■ **WHAT IS BEING ASKED**
Transcribe the data in full and exactly, omitting any pictures.

----- MATERIAL -----

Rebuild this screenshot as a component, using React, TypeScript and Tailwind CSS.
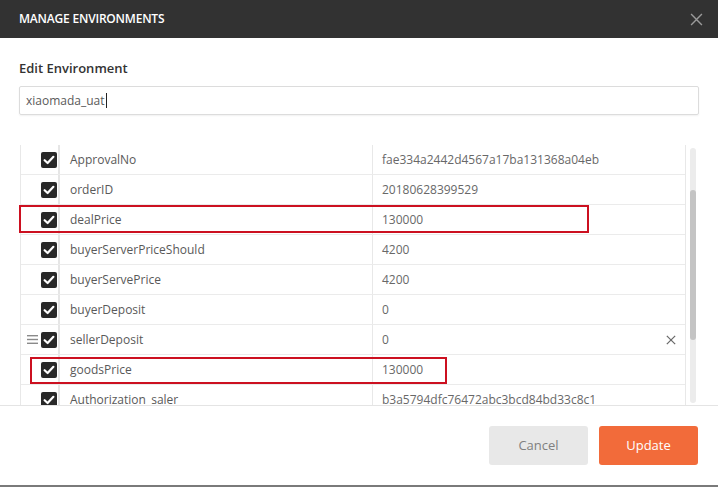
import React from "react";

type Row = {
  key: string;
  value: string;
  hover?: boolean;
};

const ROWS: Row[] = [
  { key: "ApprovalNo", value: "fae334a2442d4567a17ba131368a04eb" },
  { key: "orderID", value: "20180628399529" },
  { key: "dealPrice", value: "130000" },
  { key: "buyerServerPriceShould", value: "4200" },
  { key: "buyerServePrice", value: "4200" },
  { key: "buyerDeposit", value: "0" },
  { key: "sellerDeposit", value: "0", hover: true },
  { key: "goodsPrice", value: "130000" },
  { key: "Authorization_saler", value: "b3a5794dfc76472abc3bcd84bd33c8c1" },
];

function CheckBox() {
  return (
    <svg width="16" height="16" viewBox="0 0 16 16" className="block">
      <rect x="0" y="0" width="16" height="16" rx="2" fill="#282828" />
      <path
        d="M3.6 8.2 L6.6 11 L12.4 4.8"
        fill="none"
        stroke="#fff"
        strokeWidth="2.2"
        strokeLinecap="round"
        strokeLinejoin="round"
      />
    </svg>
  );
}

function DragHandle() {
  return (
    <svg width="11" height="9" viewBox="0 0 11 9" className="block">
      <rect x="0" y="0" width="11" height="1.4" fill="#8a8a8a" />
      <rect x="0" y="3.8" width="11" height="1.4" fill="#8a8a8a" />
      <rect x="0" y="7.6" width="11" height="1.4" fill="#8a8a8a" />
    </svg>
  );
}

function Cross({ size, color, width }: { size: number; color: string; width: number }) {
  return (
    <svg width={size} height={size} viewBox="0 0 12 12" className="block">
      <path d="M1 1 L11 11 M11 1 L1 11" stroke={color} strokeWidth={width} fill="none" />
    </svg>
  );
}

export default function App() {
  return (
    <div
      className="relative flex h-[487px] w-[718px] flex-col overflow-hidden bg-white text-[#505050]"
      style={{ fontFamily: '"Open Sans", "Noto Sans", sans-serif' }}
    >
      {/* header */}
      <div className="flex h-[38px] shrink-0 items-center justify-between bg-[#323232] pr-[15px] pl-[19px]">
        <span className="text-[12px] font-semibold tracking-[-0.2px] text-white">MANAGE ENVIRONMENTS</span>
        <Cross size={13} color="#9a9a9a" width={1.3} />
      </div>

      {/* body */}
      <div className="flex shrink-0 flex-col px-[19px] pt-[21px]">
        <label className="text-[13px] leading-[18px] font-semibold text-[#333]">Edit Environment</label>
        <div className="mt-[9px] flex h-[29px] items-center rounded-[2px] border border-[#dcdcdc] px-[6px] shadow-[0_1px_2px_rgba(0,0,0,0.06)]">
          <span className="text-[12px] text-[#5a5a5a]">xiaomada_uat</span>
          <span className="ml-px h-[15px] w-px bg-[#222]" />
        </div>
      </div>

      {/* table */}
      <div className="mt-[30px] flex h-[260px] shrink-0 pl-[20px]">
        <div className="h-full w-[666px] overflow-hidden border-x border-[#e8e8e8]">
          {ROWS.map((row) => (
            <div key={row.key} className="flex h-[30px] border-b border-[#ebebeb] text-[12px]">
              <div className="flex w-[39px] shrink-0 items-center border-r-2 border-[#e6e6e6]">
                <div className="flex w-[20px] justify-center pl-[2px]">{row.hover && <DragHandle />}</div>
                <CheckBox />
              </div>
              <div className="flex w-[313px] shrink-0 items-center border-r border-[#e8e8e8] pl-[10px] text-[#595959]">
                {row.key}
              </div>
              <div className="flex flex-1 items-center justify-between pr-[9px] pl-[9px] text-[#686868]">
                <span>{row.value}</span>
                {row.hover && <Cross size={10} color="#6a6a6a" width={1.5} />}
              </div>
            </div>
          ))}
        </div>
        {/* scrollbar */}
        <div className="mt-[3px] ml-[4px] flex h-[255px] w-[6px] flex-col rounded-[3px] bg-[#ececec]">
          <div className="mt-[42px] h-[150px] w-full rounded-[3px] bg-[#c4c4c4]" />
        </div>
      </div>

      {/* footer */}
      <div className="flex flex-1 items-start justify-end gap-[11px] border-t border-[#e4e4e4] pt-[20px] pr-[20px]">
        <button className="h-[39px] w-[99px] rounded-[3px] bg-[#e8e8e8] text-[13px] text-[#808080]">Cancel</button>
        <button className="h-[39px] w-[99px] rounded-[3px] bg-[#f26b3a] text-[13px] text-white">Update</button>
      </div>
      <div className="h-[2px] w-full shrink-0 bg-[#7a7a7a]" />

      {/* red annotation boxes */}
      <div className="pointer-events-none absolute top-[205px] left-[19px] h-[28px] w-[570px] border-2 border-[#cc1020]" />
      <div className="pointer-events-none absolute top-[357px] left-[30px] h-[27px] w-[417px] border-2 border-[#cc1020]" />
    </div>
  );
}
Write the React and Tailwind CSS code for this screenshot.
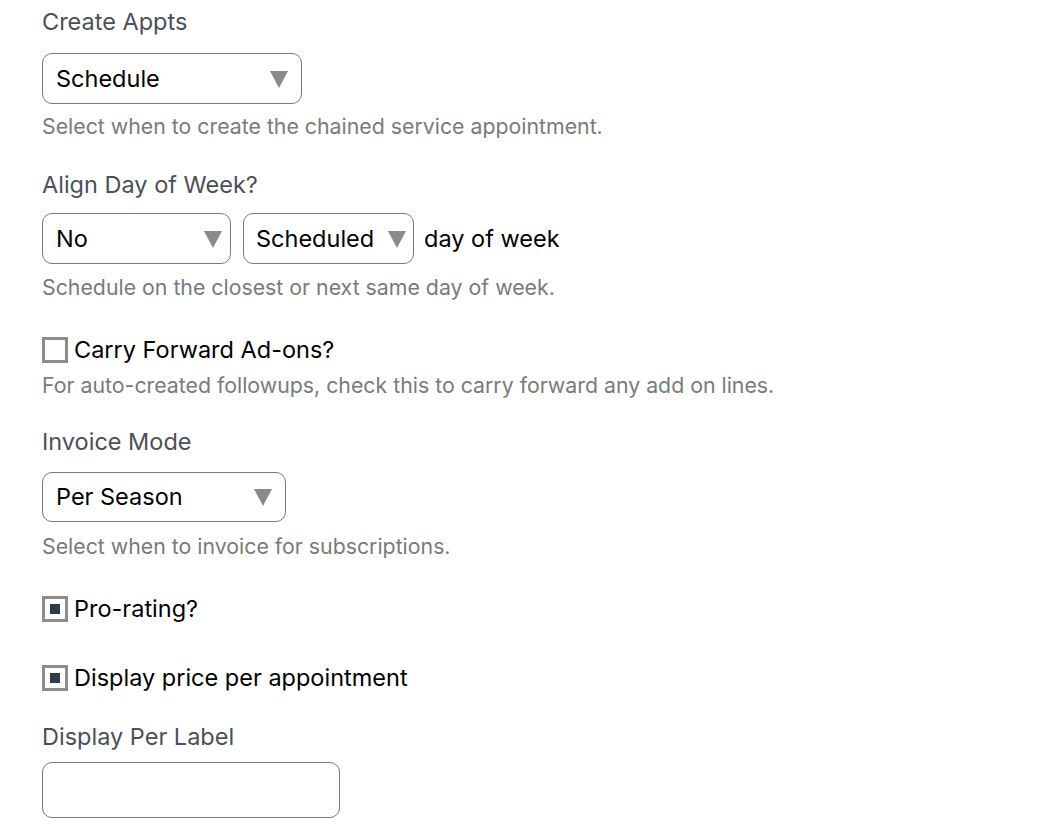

-----

■ **SOLUTION TO THE EXERCISE**
Rebuild this screenshot as a component, using React, TypeScript and Tailwind CSS.
import React from "react";

type Row = {
  key: string;
  value: string;
  hover?: boolean;
};

const ROWS: Row[] = [
  { key: "ApprovalNo", value: "fae334a2442d4567a17ba131368a04eb" },
  { key: "orderID", value: "20180628399529" },
  { key: "dealPrice", value: "130000" },
  { key: "buyerServerPriceShould", value: "4200" },
  { key: "buyerServePrice", value: "4200" },
  { key: "buyerDeposit", value: "0" },
  { key: "sellerDeposit", value: "0", hover: true },
  { key: "goodsPrice", value: "130000" },
  { key: "Authorization_saler", value: "b3a5794dfc76472abc3bcd84bd33c8c1" },
];

function CheckBox() {
  return (
    <svg width="16" height="16" viewBox="0 0 16 16" className="block">
      <rect x="0" y="0" width="16" height="16" rx="2" fill="#282828" />
      <path
        d="M3.6 8.2 L6.6 11 L12.4 4.8"
        fill="none"
        stroke="#fff"
        strokeWidth="2.2"
        strokeLinecap="round"
        strokeLinejoin="round"
      />
    </svg>
  );
}

function DragHandle() {
  return (
    <svg width="11" height="9" viewBox="0 0 11 9" className="block">
      <rect x="0" y="0" width="11" height="1.4" fill="#8a8a8a" />
      <rect x="0" y="3.8" width="11" height="1.4" fill="#8a8a8a" />
      <rect x="0" y="7.6" width="11" height="1.4" fill="#8a8a8a" />
    </svg>
  );
}

function Cross({ size, color, width }: { size: number; color: string; width: number }) {
  return (
    <svg width={size} height={size} viewBox="0 0 12 12" className="block">
      <path d="M1 1 L11 11 M11 1 L1 11" stroke={color} strokeWidth={width} fill="none" />
    </svg>
  );
}

export default function App() {
  return (
    <div
      className="relative flex h-[487px] w-[718px] flex-col overflow-hidden bg-white text-[#505050]"
      style={{ fontFamily: '"Open Sans", "Noto Sans", sans-serif' }}
    >
      {/* header */}
      <div className="flex h-[38px] shrink-0 items-center justify-between bg-[#323232] pr-[15px] pl-[19px]">
        <span className="text-[12px] font-semibold tracking-[-0.2px] text-white">MANAGE ENVIRONMENTS</span>
        <Cross size={13} color="#9a9a9a" width={1.3} />
      </div>

      {/* body */}
      <div className="flex shrink-0 flex-col px-[19px] pt-[21px]">
        <label className="text-[13px] leading-[18px] font-semibold text-[#333]">Edit Environment</label>
        <div className="mt-[9px] flex h-[29px] items-center rounded-[2px] border border-[#dcdcdc] px-[6px] shadow-[0_1px_2px_rgba(0,0,0,0.06)]">
          <span className="text-[12px] text-[#5a5a5a]">xiaomada_uat</span>
          <span className="ml-px h-[15px] w-px bg-[#222]" />
        </div>
      </div>

      {/* table */}
      <div className="mt-[30px] flex h-[260px] shrink-0 pl-[20px]">
        <div className="h-full w-[666px] overflow-hidden border-x border-[#e8e8e8]">
          {ROWS.map((row) => (
            <div key={row.key} className="flex h-[30px] border-b border-[#ebebeb] text-[12px]">
              <div className="flex w-[39px] shrink-0 items-center border-r-2 border-[#e6e6e6]">
                <div className="flex w-[20px] justify-center pl-[2px]">{row.hover && <DragHandle />}</div>
                <CheckBox />
              </div>
              <div className="flex w-[313px] shrink-0 items-center border-r border-[#e8e8e8] pl-[10px] text-[#595959]">
                {row.key}
              </div>
              <div className="flex flex-1 items-center justify-between pr-[9px] pl-[9px] text-[#686868]">
                <span>{row.value}</span>
                {row.hover && <Cross size={10} color="#6a6a6a" width={1.5} />}
              </div>
            </div>
          ))}
        </div>
        {/* scrollbar */}
        <div className="mt-[3px] ml-[4px] flex h-[255px] w-[6px] flex-col rounded-[3px] bg-[#ececec]">
          <div className="mt-[42px] h-[150px] w-full rounded-[3px] bg-[#c4c4c4]" />
        </div>
      </div>

      {/* footer */}
      <div className="flex flex-1 items-start justify-end gap-[11px] border-t border-[#e4e4e4] pt-[20px] pr-[20px]">
        <button className="h-[39px] w-[99px] rounded-[3px] bg-[#e8e8e8] text-[13px] text-[#808080]">Cancel</button>
        <button className="h-[39px] w-[99px] rounded-[3px] bg-[#f26b3a] text-[13px] text-white">Update</button>
      </div>
      <div className="h-[2px] w-full shrink-0 bg-[#7a7a7a]" />

      {/* red annotation boxes */}
      <div className="pointer-events-none absolute top-[205px] left-[19px] h-[28px] w-[570px] border-2 border-[#cc1020]" />
      <div className="pointer-events-none absolute top-[357px] left-[30px] h-[27px] w-[417px] border-2 border-[#cc1020]" />
    </div>
  );
}
Write the React and Tailwind CSS code for this screenshot.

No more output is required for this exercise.